What is the number of lines containing the word "React"? Please answer with that number and nothing more.

-- Start of SOURCE DATA --

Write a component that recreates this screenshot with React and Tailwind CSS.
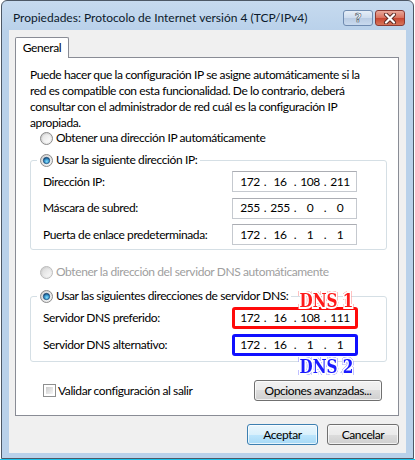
import React from 'react'

const ui = "font-['Lato',sans-serif] text-[12px] tracking-[-0.4px] text-black"

const Radio = ({ checked, disabled }) => (
  <svg width="13" height="13" viewBox="0 0 13 13" className="shrink-0">
    <defs>
      <linearGradient id="rbFill" x1="0" y1="0" x2="1" y2="1">
        <stop offset="0" stopColor="#c9c9c9" />
        <stop offset="1" stopColor="#f8f8f8" />
      </linearGradient>
      <linearGradient id="rbInner" x1="0" y1="0" x2="1" y2="1">
        <stop offset="0" stopColor="#e2e2e2" />
        <stop offset="1" stopColor="#ffffff" />
      </linearGradient>
      <radialGradient id="rbDot" cx="0.55" cy="0.65" r="0.6">
        <stop offset="0" stopColor="#8de2f9" />
        <stop offset="0.55" stopColor="#3a9bd3" />
        <stop offset="1" stopColor="#164b78" />
      </radialGradient>
    </defs>
    <circle cx="6.5" cy="6.5" r="6" fill="url(#rbFill)" stroke={disabled ? '#bcbcbc' : '#8b8b8b'} />
    <circle cx="6.5" cy="6.5" r="4.2" fill="url(#rbInner)" opacity={disabled ? 0.6 : 1} />
    {checked && <circle cx="6.5" cy="6.5" r="3.2" fill="url(#rbDot)" stroke="#1a4570" strokeWidth="0.7" />}
  </svg>
)

const Checkbox = () => (
  <div className="w-[13px] h-[13px] border border-[#8e8f8f] bg-white p-[2px] shrink-0">
    <div className="w-full h-full bg-[linear-gradient(135deg,#cbcbcb,#f6f6f6)]" />
  </div>
)

const IpBox = ({ parts, ring }) => {
  let box = 'h-[21px] w-[125px] pl-[5px] border border-[#c5c9cf] border-t-[#abadb3]'
  if (ring === 'red') box = 'h-[22px] w-[126px] pl-[3px] border-[3px] border-[#ff0a0a] rounded-[3px]'
  if (ring === 'blue') box = 'h-[22px] w-[126px] pl-[3px] border-[3px] border-[#1010ff] rounded-[3px]'
  return (
    <div className={`flex items-center bg-white ${box}`}>
      {parts.map((p, i) => (
        <React.Fragment key={i}>
          {i > 0 && <span className="w-[6px] text-center">.</span>}
          <span className="w-[24px] text-center">{p}</span>
        </React.Fragment>
      ))}
    </div>
  )
}

const Button = ({ children, primary, className = '' }) => (
  <button
    className={`h-[21px] rounded-[3px] border leading-none ${
      primary
        ? 'border-[#3c7fb1] bg-[linear-gradient(#eaf6fd_0%,#d9f0fc_50%,#bee6fd_50%,#a7d9f5_100%)]'
        : 'border-[#707070] bg-[linear-gradient(#f2f2f2_0%,#ebebeb_50%,#dddddd_50%,#cfcfcf_100%)]'
    } shadow-[inset_0_0_0_1px_rgba(255,255,255,0.7)] ${className}`}
  >
    {children}
  </button>
)

const Group = ({ legend, children, className = '' }) => (
  <fieldset className={`border border-[#d5dfe5] rounded-[3px] p-0 ml-[14px] w-[357px] ${className}`}>
    <legend className="ml-[6px] px-[3px] h-[16px] flex items-center gap-[3px]">
      <Radio checked />
      <span>{legend}</span>
    </legend>
    {children}
  </fieldset>
)

const Row = ({ label, children }) => (
  <div className="grid grid-cols-[189px_126px] items-center pl-[12px]">
    <span className="whitespace-nowrap">{label}</span>
    {children}
  </div>
)

const Tag = ({ children, color, className = '' }) => (
  <span
    className={`absolute right-[5px] font-['DejaVu_Serif',serif] font-bold text-[19px] tracking-normal leading-none origin-right scale-x-[0.8] [paint-order:stroke_fill] [-webkit-text-stroke:4px_#ffffff] ${color} ${className}`}
  >
    {children}
  </span>
)

export default function App() {
  return (
    <div className={`w-[415px] h-[460px] bg-white flex flex-col ${ui}`}>
      <div className="ml-[1px] w-[413px] h-[459px] border border-[#4d5866] rounded-t-[6px] bg-[linear-gradient(#c6daef,#b9d1ea_30px,#b9d1ea)] flex flex-col">
        {/* title bar */}
        <div className="h-[29px] flex items-start pl-[11px] pr-[8px]">
          <span className="mt-[8px] text-[12px] tracking-normal text-[#0c1a2b] whitespace-nowrap">
            Propiedades: Protocolo de Internet versión 4 (TCP/IPv4)
          </span>
          <div className="ml-auto mt-[9px] flex gap-[2px]">
            <div className="w-[30px] h-[16px] rounded-[3px] border border-[#6f8bb0] bg-[linear-gradient(#e6eef8_0%,#cddcee_50%,#b8cbe3_50%,#c9daee_100%)] flex items-center justify-center">
              <span className="font-['DejaVu_Sans',sans-serif] font-bold text-[12px] leading-none text-white [-webkit-text-stroke:0.6px_#4b5a6c]">?</span>
            </div>
            <div className="w-[30px] h-[16px] rounded-[3px] border border-[#8b3a33] bg-[linear-gradient(#e9a89a_0%,#d9705c_50%,#c7442f_50%,#d7765c_100%)] flex items-center justify-center">
              <svg width="16" height="11" viewBox="0 0 16 11">
                <path d="M4 1.5 L12 9.5 M12 1.5 L4 9.5" stroke="#5b2a24" strokeWidth="4" strokeLinecap="round" />
                <path d="M4 1.5 L12 9.5 M12 1.5 L4 9.5" stroke="#ffffff" strokeWidth="2.2" strokeLinecap="round" />
              </svg>
            </div>
          </div>
        </div>

        {/* client area */}
        <div className="ml-[7px] w-[397px] h-[423px] bg-[#f0f0f0] pt-[7px] pl-[6px] pr-[7px] flex flex-col">
          <div className="relative z-10 -mb-[1px] w-[54px] h-[21px] bg-white border border-b-0 border-[#898c95] rounded-t-[2px] flex items-center justify-center">
            General
          </div>
          <div className="h-[359px] border border-[#898c95] bg-white flex flex-col">
            <p className="pl-[14px] pt-[9px] leading-[16px] whitespace-nowrap">
              Puede hacer que la configuración IP se asigne automáticamente si la
              <br />
              red es compatible con esta funcionalidad. De lo contrario, deberá
              <br />
              consultar con el administrador de red cuál es la configuración IP
              <br />
              apropiada.
            </p>

            <div className="-mt-[1px] pl-[24px] h-[16px] flex items-center gap-[3px]">
              <Radio />
              <span>Obtener una dirección IP automáticamente</span>
            </div>

            <Group legend="Usar la siguiente dirección IP:" className="mt-[6px]">
              <div className="pt-[3px] pb-[4px] flex flex-col gap-[5.5px]">
                <Row label="Dirección IP:">
                  <IpBox parts={['172', '16', '108', '211']} />
                </Row>
                <Row label="Máscara de subred:">
                  <IpBox parts={['255', '255', '0', '0']} />
                </Row>
                <Row label="Puerta de enlace predeterminada:">
                  <IpBox parts={['172', '16', '1', '1']} />
                </Row>
              </div>
            </Group>

            <div className="mt-[14px] pl-[24px] h-[16px] flex items-center gap-[3px] text-[#a0a0a0]">
              <Radio disabled />
              <span>Obtener la dirección del servidor DNS automáticamente</span>
            </div>

            <Group legend="Usar las siguientes direcciones de servidor DNS:" className="mt-[8px]">
              <div className="pt-[3px] pb-[5px] flex flex-col gap-[5px]">
                <Row label="Servidor DNS preferido:">
                  <div className="relative">
                    <IpBox parts={['172', '16', '108', '111']} ring="red" />
                    <Tag color="text-[#ff1a1a]" className="-top-[16px] [filter:drop-shadow(0_0_0.6px_#ff0000)]">DNS 1</Tag>
                  </div>
                </Row>
                <Row label="Servidor DNS alternativo:">
                  <div className="relative">
                    <IpBox parts={['172', '16', '1', '1']} ring="blue" />
                    <Tag color="text-[#1a1aff]" className="top-[23px] [filter:drop-shadow(0_0_0.6px_#0000ff)]">DNS 2</Tag>
                  </div>
                </Row>
              </div>
            </Group>

            <div className="mt-[18px] pl-[27px] pr-[16px] flex items-center">
              <Checkbox />
              <span className="ml-[2px]">Validar configuración al salir</span>
              <Button className="ml-auto w-[128px]">Opciones avanzadas...</Button>
            </div>
          </div>

          <div className="mt-[8px] flex justify-end gap-[9px]">
            <Button primary className="w-[71px]">Aceptar</Button>
            <Button className="w-[72px]">Cancelar</Button>
          </div>
        </div>
      </div>
      <div className="h-[1px] bg-[#19c3ec]" />
    </div>
  )
}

-- End of SOURCE DATA --

● SOLUTION TO THE EXERCISE: 4